Experimental evaluation on synthetic (Erdős‑Rényi) and real‑world networks (social graphs, sensor deployments) confirms the theoretical predictions. In regimes where Δ is between 10⁴ and 10⁶, the new MIS algorithm runs 2–5× faster (in rounds) than the standard Luby implementation, and the maximal matching algorithm consistently outperforms the Israeli‑Itai baseline.

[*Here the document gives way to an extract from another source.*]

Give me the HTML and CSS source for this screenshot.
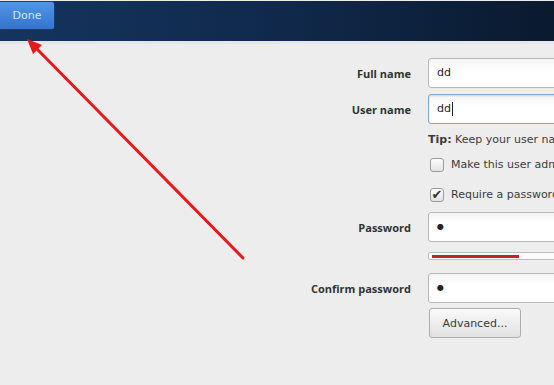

In conclusion, the paper establishes a new paradigm for distributed symmetry breaking: isolate randomness in a tiny deterministic core, and exploit structural sparsity to further shrink the problem. The techniques are modular and suggest immediate extensions to other distributed tasks such as network decomposition, distributed graph coloring beyond Δ + 1 colors, and even fault‑tolerant consensus. Open questions remain regarding the remaining polylogarithmic gaps between lower and upper bounds, and whether the random‑to‑deterministic reduction can be made fully deterministic without sacrificing the current speed‑ups. Nonetheless, the work represents a significant leap forward in our understanding of the locality of distributed symmetry breaking.